For General Hood, this was the first time that his entire army had faced off against a foe in well over a month. As they came up, they arranged themselves with S.D. Lee’s Corps on the left, Benjamin Cheatham’s Corps on the right, and Alexander Stewart’s in the middle. Both his left and right were on the rivers as his army encircled the city of Columbia.
Contrary to his memoirs, Hood, at this juncture, Hood was undecided what to do next. Nashville was, of course, his ultimate objective. Speaking to his chaplain that evening, Hood envisioned an incredibly questionable plan “calling for volunteers to storm the Key of the works about the city.” It was understood that “700 men will fill the graves of 700 heroes and receive the laurel crown.”
Why he might need such a suicidal mission he never divulged, but before he might take Nashville with but 700 men, he first had to cross the Duck. If he could somehow find a crossing that didn’t involve fighting his way through the streets of Columbia only to them fight their way across the river, he would certainly take it.

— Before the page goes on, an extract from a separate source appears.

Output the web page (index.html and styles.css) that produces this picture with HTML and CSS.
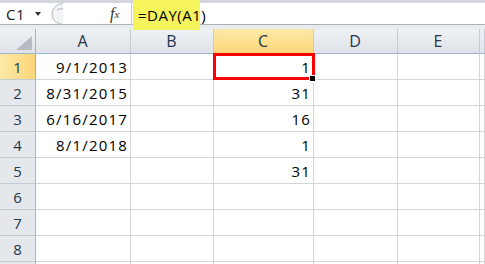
FILE: index.html
```html
<!DOCTYPE html>
<html lang="en">
<head>
  <meta charset="UTF-8">
  <title>DAY function</title>
  <link rel="stylesheet" href="styles.css">
</head>
<body>
  <!-- formula bar -->
  <div class="formula-bar">
    <div class="name-box">
      <span class="cell-ref">C1</span>
      <span class="caret"></span>
    </div>
    <div class="grip">
      <svg width="18" height="22" viewBox="0 0 18 22">
        <path d="M17 0.5 A11 10.5 0 0 0 17 21.5" fill="#f3f4f5" stroke="#b4b8bd" stroke-width="1"/>
        <path d="M11 7 q3 -2 6 -1" fill="none" stroke="#cfd2d6" stroke-width="2"/>
      </svg>
    </div>
    <div class="fx"><i>f</i><sub>x</sub></div>
    <div class="formula">
      <span class="highlight">=DAY(A1)</span>
    </div>
  </div>

  <!-- sheet -->
  <div class="sheet">
    <div class="corner"><span class="corner-tri"></span></div>
    <div class="col-head">A</div>
    <div class="col-head">B</div>
    <div class="col-head active">C</div>
    <div class="col-head">D</div>
    <div class="col-head">E</div>
    <div class="col-head"></div>

    <div class="row-head active">1</div>
    <div class="cell num">9/1/2013</div>
    <div class="cell"></div>
    <div class="cell num selected">1</div>
    <div class="cell"></div>
    <div class="cell"></div>
    <div class="cell"></div>

    <div class="row-head">2</div>
    <div class="cell num">8/31/2015</div>
    <div class="cell"></div>
    <div class="cell num">31</div>
    <div class="cell"></div>
    <div class="cell"></div>
    <div class="cell"></div>

    <div class="row-head">3</div>
    <div class="cell num">6/16/2017</div>
    <div class="cell"></div>
    <div class="cell num">16</div>
    <div class="cell"></div>
    <div class="cell"></div>
    <div class="cell"></div>

    <div class="row-head">4</div>
    <div class="cell num">8/1/2018</div>
    <div class="cell"></div>
    <div class="cell num">1</div>
    <div class="cell"></div>
    <div class="cell"></div>
    <div class="cell"></div>

    <div class="row-head">5</div>
    <div class="cell"></div>
    <div class="cell"></div>
    <div class="cell num">31</div>
    <div class="cell"></div>
    <div class="cell"></div>
    <div class="cell"></div>

    <div class="row-head">6</div>
    <div class="cell"></div>
    <div class="cell"></div>
    <div class="cell"></div>
    <div class="cell"></div>
    <div class="cell"></div>
    <div class="cell"></div>

    <div class="row-head">7</div>
    <div class="cell"></div>
    <div class="cell"></div>
    <div class="cell"></div>
    <div class="cell"></div>
    <div class="cell"></div>
    <div class="cell"></div>

    <div class="row-head">8</div>
    <div class="cell"></div>
    <div class="cell"></div>
    <div class="cell"></div>
    <div class="cell"></div>
    <div class="cell"></div>
    <div class="cell"></div>

    <div class="row-head last"></div>
    <div class="cell last"></div>
    <div class="cell last"></div>
    <div class="cell last"></div>
    <div class="cell last"></div>
    <div class="cell last"></div>
    <div class="cell last"></div>
  </div>
</body>
</html>
```

FILE: styles.css
```css
body {
  margin: 0;
  width: 485px;
  height: 264px;
  overflow: hidden;
  background: #fff;
  font-family: "Open Sans", "Liberation Sans", sans-serif;
  color: #000;
}

/* formula bar */
.formula-bar {
  position: relative;
  display: flex;
  height: 22px;
  background: #fff;
  border-top: 3px solid #d3d6da;
  border-bottom: 4px solid #e9ecef;
  box-shadow: inset 0 -1px 0 #a9b0b8;
}
.name-box {
  width: 46px;
  display: flex;
  align-items: center;
  padding-left: 6px;
  box-sizing: border-box;
  font-size: 15px;
  color: #1a1a1a;
}
.cell-ref {
  letter-spacing: 0.6px;
}
.caret {
  margin-left: 10px;
  width: 0;
  height: 0;
  border-left: 3px solid transparent;
  border-right: 3px solid transparent;
  border-top: 4px solid #333;
}
.grip {
  width: 64px;
  display: flex;
  align-items: center;
}
.fx {
  width: 21px;
  display: flex;
  align-items: center;
  font-family: "Liberation Serif", serif;
  font-size: 16px;
  color: #333;
}
.fx sub {
  font-size: 11px;
  font-style: italic;
  vertical-align: -2px;
}
.formula {
  flex: 1;
  border-left: 1px solid #c9ccd0;
  display: flex;
  align-items: center;
}
.highlight {
  position: absolute;
  left: 133px;
  top: -3px;
  width: 67px;
  height: 30px;
  background: #f6f45c;
  font-size: 15px;
  letter-spacing: 0.5px;
  padding-left: 5px;
  box-sizing: border-box;
  line-height: 30px;
}

/* sheet grid */
.sheet {
  display: grid;
  grid-template-columns: 36px 95px 83px 100px 84px 82px 5px;
  grid-template-rows: 25px repeat(8, 26px) 2px;
}
.corner,
.col-head,
.row-head {
  background: linear-gradient(#eef1f4, #dfe3e8);
  color: #26364b;
  font-size: 16px;
  display: flex;
  align-items: center;
  justify-content: center;
  box-sizing: border-box;
}
.corner {
  border-right: 1px solid #9eb6ce;
  border-bottom: 1px solid #9eb6ce;
  align-items: flex-end;
  justify-content: flex-end;
  padding: 0 3px 3px 0;
}
.corner-tri {
  width: 0;
  height: 0;
  border-left: 16px solid transparent;
  border-bottom: 14px solid #b7bcc3;
}
.col-head {
  border-right: 1px solid #c5cbd3;
  border-bottom: 1px solid #9eb6ce;
  letter-spacing: 1px;
}
.row-head {
  border-right: 1px solid #9eb6ce;
  border-bottom: 1px solid #c5cbd3;
  background: #e4e8ed;
  font-size: 15px;
}
.col-head.active {
  background: linear-gradient(#fde9a6, #fbd87a);
  border-bottom-color: #e2a33f;
}
.row-head.active {
  background: linear-gradient(90deg, #fde9a6, #fbd67a);
  border-right-color: #e2a33f;
}

.cell {
  border-right: 1px solid #d4d4d4;
  border-bottom: 1px solid #d4d4d4;
  box-sizing: border-box;
  font-size: 15px;
  display: flex;
  align-items: center;
  justify-content: flex-end;
  padding-right: 2px;
}
.last {
  border-bottom: none;
}
.num {
  letter-spacing: 1.2px;
}
.selected {
  position: relative;
}
.selected::before {
  content: "";
  position: absolute;
  left: -1px;
  top: -1px;
  right: -2px;
  bottom: -1px;
  border: 3px solid #ff0000;
}
.selected::after {
  content: "";
  position: absolute;
  right: -3px;
  bottom: -3px;
  width: 5px;
  height: 5px;
  background: #000;
  border: 1px solid #fff;
}
```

But of late, the weather had been a deluge and the river was near to overflowing. The fords, it went without saying, were blocked. He had hoped to cross via his right flank, circling around Schofield and slipping between the Federals and Nashville, but such a scheme seemed impossible now. He had a pontoon bridge, but it was lagging far behind. If speed was what was needed to cross, he simply did not have it.
Though Nathan Bedford Forrest’s cavalry had been sent to the right for rest, Forrest himself was with Hood later this night, planning for the coming strike. Throwing away caution and high water, Hood determined to cross his army, by the use of three fords. Chalmer’s division, along with Forrest, on the left, would cross seven miles above the town, while the rest of the army would cross on the right. In this way, he hoped to slip around both of Schofield’s flanks.
But it was not like Schofield had no idea that Hood might try such a thing. After dark, he crossed all but one small division to the northern bank. This greatly reinforced the works on that side, and allowed him to send troops to guard the fords both above and below the city, though he believed that Hood would force a crossing above, rather than below. Whether or not he had enough men for the task, or even whether he had covered all the fords, he could not be sure.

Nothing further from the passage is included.